Available data:

※ ※ ※

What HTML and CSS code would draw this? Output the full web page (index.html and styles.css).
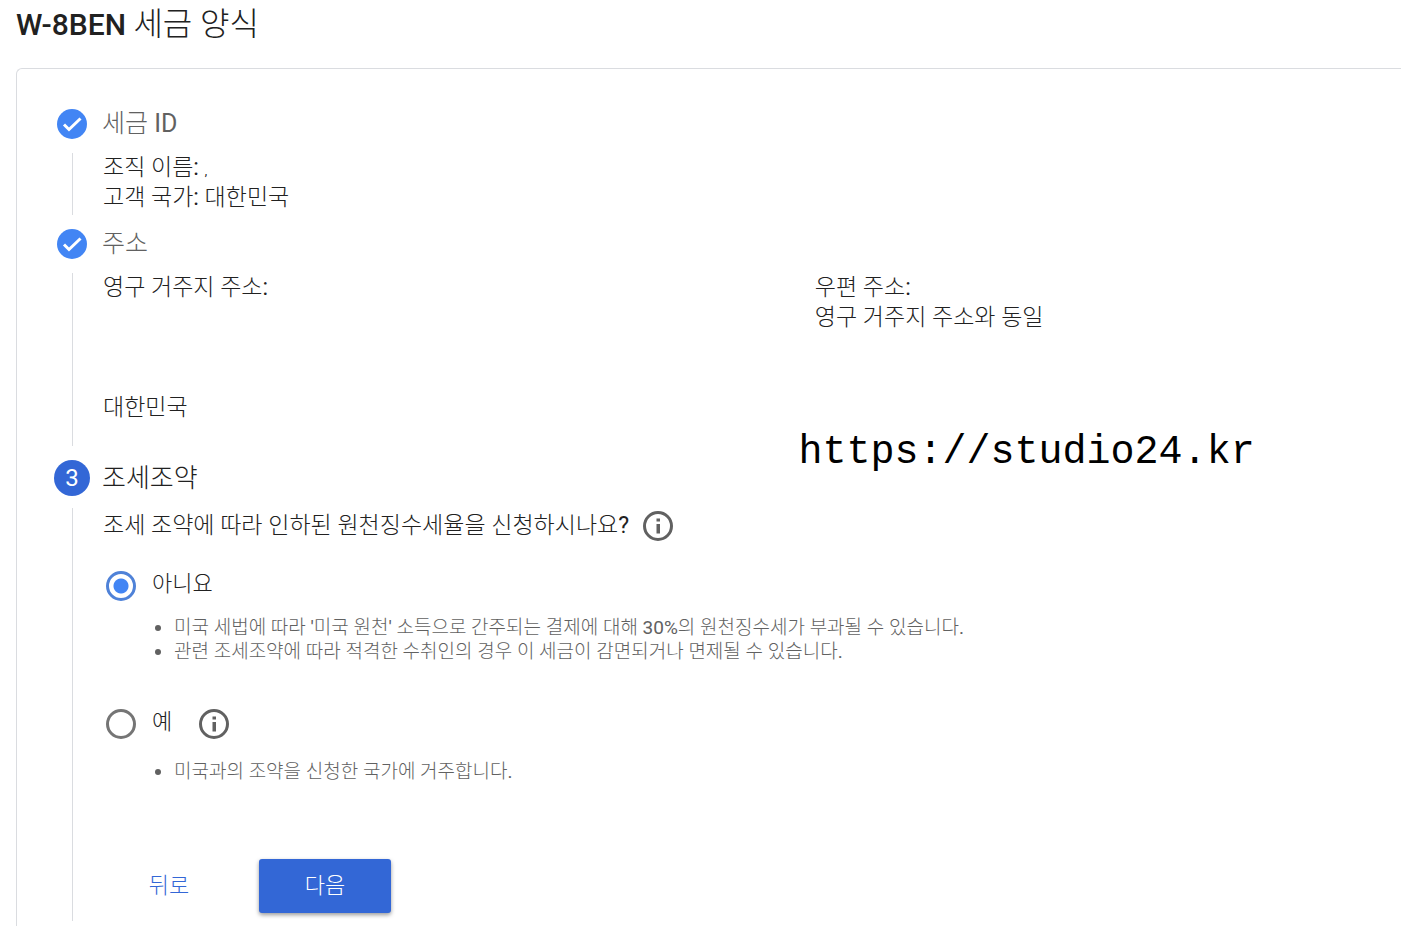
FILE: index.html
```html
<!DOCTYPE html>
<html lang="ko">
<head>
<meta charset="utf-8">
<title>W-8BEN 세금 양식</title>
<link rel="stylesheet" href="styles.css">
</head>
<body>
<h1 class="page-title">W-8BEN <span class="title-name">세금 양식</span></h1>
<main class="card">
  <section class="step">
    <div class="rail">
      <svg class="done" viewBox="0 0 30 30" aria-hidden="true"><circle cx="15" cy="15" r="15"/><path d="M7 15.500l5 5L23.500 9.500"/></svg>
      <span class="line"></span>
    </div>
    <div class="content">
      <h2 class="heading">세금 ID</h2>
      <div class="details">
        <p>조직 이름: <small class="mark">,</small></p>
        <p>고객 국가: 대한민국</p>
      </div>
    </div>
  </section>
  <section class="step">
    <div class="rail">
      <svg class="done" viewBox="0 0 30 30" aria-hidden="true"><circle cx="15" cy="15" r="15"/><path d="M7 15.500l5 5L23.500 9.500"/></svg>
      <span class="line"></span>
    </div>
    <div class="content">
      <h2 class="heading">주소</h2>
      <div class="details addresses">
        <div class="address">
          <p>영구 거주지 주소:</p>
          <p>대한민국</p>
        </div>
        <div>
          <p>우편 주소:</p>
          <p>영구 거주지 주소와 동일</p>
        </div>
      </div>
    </div>
  </section>
  <section class="step current">
    <div class="rail">
      <span class="number">3</span>
      <span class="line"></span>
    </div>
    <form class="content">
      <h2 class="heading">조세조약</h2>
      <div class="question">
        <p id="question">조세 조약에 따라 인하된 원천징수세율을 신청하시나요?</p>
        <button class="info" type="button" aria-label="도움말"><svg viewBox="0 0 30 30"><circle cx="15" cy="15" r="13.500"/><path d="M13.500 7.500h3.500v3h-3.500zM13.500 13h3.500v9.500h-3.500z"/></svg></button>
      </div>
      <div class="options" role="radiogroup" aria-labelledby="question">
        <div class="option">
          <input class="radio" type="radio" name="treaty" id="no" checked>
          <label for="no">아니요</label>
        </div>
        <ul class="notes">
          <li>미국 세법에 따라 '미국 원천' 소득으로 간주되는 결제에 대해 30%의 원천징수세가 부과될 수 있습니다.</li>
          <li>관련 조세조약에 따라 적격한 수취인의 경우 이 세금이 감면되거나 면제될 수 있습니다.</li>
        </ul>
        <div class="option second">
          <input class="radio" type="radio" name="treaty" id="yes">
          <label for="yes">예</label>
          <button class="info" type="button" aria-label="도움말"><svg viewBox="0 0 30 30"><circle cx="15" cy="15" r="13.500"/><path d="M13.500 7.500h3.500v3h-3.500zM13.500 13h3.500v9.500h-3.500z"/></svg></button>
        </div>
        <ul class="notes">
          <li>미국과의 조약을 신청한 국가에 거주합니다.</li>
        </ul>
      </div>
      <div class="actions">
        <button class="btn" type="button">뒤로</button>
        <button class="btn primary" type="button">다음</button>
      </div>
    </form>
  </section>
</main>
<div class="watermark">https://studio24.kr</div>
</body>
</html>
```
FILE: styles.css
```css
* { box-sizing: border-box; }
body {
  margin: 0;
  position: relative;
  overflow: hidden;
  background: #fff;
  color: #212121;
  font-family: Roboto, "Noto Sans CJK KR Light", "Noto Sans CJK KR", sans-serif;
  font-size: 22px;
  font-weight: 400;
  line-height: 30px;
}
h1, h2, p, ul { margin: 0; padding: 0; }
p { font-size: 23px; }
button { font: inherit; border: 0; background: none; padding: 0; cursor: pointer; }
.page-title {
  padding: 5px 16px 23px;
  font-size: 30px;
  font-weight: 500;
  line-height: 40px;
}
.title-name { font-size: 32px; font-weight: 300; line-height: 32px; }
.card {
  margin-left: 16px;
  padding: 40px 0 0 37px;
  border: 1px solid #dadce0;
  border-right: 0;
  border-bottom: 0;
  border-radius: 6px 0 0 0;
}
.step { display: flex; gap: 12px; }
.rail {
  display: flex;
  flex: 0 0 36px;
  flex-direction: column;
  align-items: center;
  gap: 14px;
  padding-bottom: 14px;
}
.done { width: 30px; height: 30px; flex: none; fill: #4285f4; }
.done path { fill: none; stroke: #fff; stroke-width: 3; }
.line { flex: 1; width: 1px; background: #dadce0; }
.content { flex: 1; min-width: 0; }
.heading {
  color: #616161;
  font-size: 25px;
  font-weight: 400;
  line-height: 30px;
}
.details { padding: 14px 0 16px 1px; }
.mark { font-size: 12px; line-height: 12px; }
.addresses {
  display: grid;
  grid-template-columns: 17fr 14fr;
  padding-bottom: 37px;
}
.address { display: flex; flex-direction: column; gap: 90px; }
.current .rail { gap: 12px; padding-bottom: 5px; }
.current .heading { color: #212121; font-size: 26px; line-height: 36px; }
.number {
  width: 36px;
  height: 36px;
  border-radius: 50%;
  background: #3367d6;
  color: #fff;
  font-size: 24px;
  line-height: 36px;
  text-align: center;
}
.question { display: flex; gap: 14px; padding: 15px 0 30px 1px; }
.info { width: 30px; height: 30px; flex: none; }
.info svg { display: block; width: 30px; height: 30px; fill: #616161; }
.info circle { fill: none; stroke: #616161; stroke-width: 3; }
.option { display: flex; gap: 16px; padding-left: 4px; }
.option label { line-height: 26px; }
.option .info { margin-left: 11px; }
.second { padding-top: 45px; padding-bottom: 6px; }
.radio {
  appearance: none;
  width: 30px;
  height: 30px;
  margin: 0;
  border: 3px solid #757575;
  border-radius: 50%;
}
.radio:checked {
  border-color: #4f82d8;
  background: radial-gradient(circle, #4285f4 7px, #fff 8px);
}
.notes {
  padding: 15px 0 0 72px;
  color: #616161;
  font-size: 19px;
  line-height: 24px;
}
.actions { display: flex; gap: 48px; padding: 75px 0 13px 25px; }
.btn {
  min-width: 84px;
  height: 54px;
  border-radius: 3px;
  color: #3367d6;
}
.primary {
  min-width: 132px;
  background: #3367d6;
  color: #fff;
  box-shadow: 0 2px 4px #0006;
}
.watermark {
  position: absolute;
  top: 429px;
  left: 57%;
  color: #000;
  font-family: "Liberation Mono", monospace;
  font-size: 40px;
  line-height: 48px;
}
```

※ ※ ※

Exercise task: Transcribe the full listing character for character. Pictures are excluded.

Answer to the exercise:
What HTML and CSS code would draw this? Output the full web page (index.html and styles.css).
FILE: index.html
```html
<!DOCTYPE html>
<html lang="ko">
<head>
<meta charset="utf-8">
<title>W-8BEN 세금 양식</title>
<link rel="stylesheet" href="styles.css">
</head>
<body>
<h1 class="page-title">W-8BEN <span class="title-name">세금 양식</span></h1>
<main class="card">
  <section class="step">
    <div class="rail">
      <svg class="done" viewBox="0 0 30 30" aria-hidden="true"><circle cx="15" cy="15" r="15"/><path d="M7 15.500l5 5L23.500 9.500"/></svg>
      <span class="line"></span>
    </div>
    <div class="content">
      <h2 class="heading">세금 ID</h2>
      <div class="details">
        <p>조직 이름: <small class="mark">,</small></p>
        <p>고객 국가: 대한민국</p>
      </div>
    </div>
  </section>
  <section class="step">
    <div class="rail">
      <svg class="done" viewBox="0 0 30 30" aria-hidden="true"><circle cx="15" cy="15" r="15"/><path d="M7 15.500l5 5L23.500 9.500"/></svg>
      <span class="line"></span>
    </div>
    <div class="content">
      <h2 class="heading">주소</h2>
      <div class="details addresses">
        <div class="address">
          <p>영구 거주지 주소:</p>
          <p>대한민국</p>
        </div>
        <div>
          <p>우편 주소:</p>
          <p>영구 거주지 주소와 동일</p>
        </div>
      </div>
    </div>
  </section>
  <section class="step current">
    <div class="rail">
      <span class="number">3</span>
      <span class="line"></span>
    </div>
    <form class="content">
      <h2 class="heading">조세조약</h2>
      <div class="question">
        <p id="question">조세 조약에 따라 인하된 원천징수세율을 신청하시나요?</p>
        <button class="info" type="button" aria-label="도움말"><svg viewBox="0 0 30 30"><circle cx="15" cy="15" r="13.500"/><path d="M13.500 7.500h3.500v3h-3.500zM13.500 13h3.500v9.500h-3.500z"/></svg></button>
      </div>
      <div class="options" role="radiogroup" aria-labelledby="question">
        <div class="option">
          <input class="radio" type="radio" name="treaty" id="no" checked>
          <label for="no">아니요</label>
        </div>
        <ul class="notes">
          <li>미국 세법에 따라 '미국 원천' 소득으로 간주되는 결제에 대해 30%의 원천징수세가 부과될 수 있습니다.</li>
          <li>관련 조세조약에 따라 적격한 수취인의 경우 이 세금이 감면되거나 면제될 수 있습니다.</li>
        </ul>
        <div class="option second">
          <input class="radio" type="radio" name="treaty" id="yes">
          <label for="yes">예</label>
          <button class="info" type="button" aria-label="도움말"><svg viewBox="0 0 30 30"><circle cx="15" cy="15" r="13.500"/><path d="M13.500 7.500h3.500v3h-3.500zM13.500 13h3.500v9.500h-3.500z"/></svg></button>
        </div>
        <ul class="notes">
          <li>미국과의 조약을 신청한 국가에 거주합니다.</li>
        </ul>
      </div>
      <div class="actions">
        <button class="btn" type="button">뒤로</button>
        <button class="btn primary" type="button">다음</button>
      </div>
    </form>
  </section>
</main>
<div class="watermark">https://studio24.kr</div>
</body>
</html>
```
FILE: styles.css
```css
* { box-sizing: border-box; }
body {
  margin: 0;
  position: relative;
  overflow: hidden;
  background: #fff;
  color: #212121;
  font-family: Roboto, "Noto Sans CJK KR Light", "Noto Sans CJK KR", sans-serif;
  font-size: 22px;
  font-weight: 400;
  line-height: 30px;
}
h1, h2, p, ul { margin: 0; padding: 0; }
p { font-size: 23px; }
button { font: inherit; border: 0; background: none; padding: 0; cursor: pointer; }
.page-title {
  padding: 5px 16px 23px;
  font-size: 30px;
  font-weight: 500;
  line-height: 40px;
}
.title-name { font-size: 32px; font-weight: 300; line-height: 32px; }
.card {
  margin-left: 16px;
  padding: 40px 0 0 37px;
  border: 1px solid #dadce0;
  border-right: 0;
  border-bottom: 0;
  border-radius: 6px 0 0 0;
}
.step { display: flex; gap: 12px; }
.rail {
  display: flex;
  flex: 0 0 36px;
  flex-direction: column;
  align-items: center;
  gap: 14px;
  padding-bottom: 14px;
}
.done { width: 30px; height: 30px; flex: none; fill: #4285f4; }
.done path { fill: none; stroke: #fff; stroke-width: 3; }
.line { flex: 1; width: 1px; background: #dadce0; }
.content { flex: 1; min-width: 0; }
.heading {
  color: #616161;
  font-size: 25px;
  font-weight: 400;
  line-height: 30px;
}
.details { padding: 14px 0 16px 1px; }
.mark { font-size: 12px; line-height: 12px; }
.addresses {
  display: grid;
  grid-template-columns: 17fr 14fr;
  padding-bottom: 37px;
}
.address { display: flex; flex-direction: column; gap: 90px; }
.current .rail { gap: 12px; padding-bottom: 5px; }
.current .heading { color: #212121; font-size: 26px; line-height: 36px; }
.number {
  width: 36px;
  height: 36px;
  border-radius: 50%;
  background: #3367d6;
  color: #fff;
  font-size: 24px;
  line-height: 36px;
  text-align: center;
}
.question { display: flex; gap: 14px; padding: 15px 0 30px 1px; }
.info { width: 30px; height: 30px; flex: none; }
.info svg { display: block; width: 30px; height: 30px; fill: #616161; }
.info circle { fill: none; stroke: #616161; stroke-width: 3; }
.option { display: flex; gap: 16px; padding-left: 4px; }
.option label { line-height: 26px; }
.option .info { margin-left: 11px; }
.second { padding-top: 45px; padding-bottom: 6px; }
.radio {
  appearance: none;
  width: 30px;
  height: 30px;
  margin: 0;
  border: 3px solid #757575;
  border-radius: 50%;
}
.radio:checked {
  border-color: #4f82d8;
  background: radial-gradient(circle, #4285f4 7px, #fff 8px);
}
.notes {
  padding: 15px 0 0 72px;
  color: #616161;
  font-size: 19px;
  line-height: 24px;
}
.actions { display: flex; gap: 48px; padding: 75px 0 13px 25px; }
.btn {
  min-width: 84px;
  height: 54px;
  border-radius: 3px;
  color: #3367d6;
}
.primary {
  min-width: 132px;
  background: #3367d6;
  color: #fff;
  box-shadow: 0 2px 4px #0006;
}
.watermark {
  position: absolute;
  top: 429px;
  left: 57%;
  color: #000;
  font-family: "Liberation Mono", monospace;
  font-size: 40px;
  line-height: 48px;
}
```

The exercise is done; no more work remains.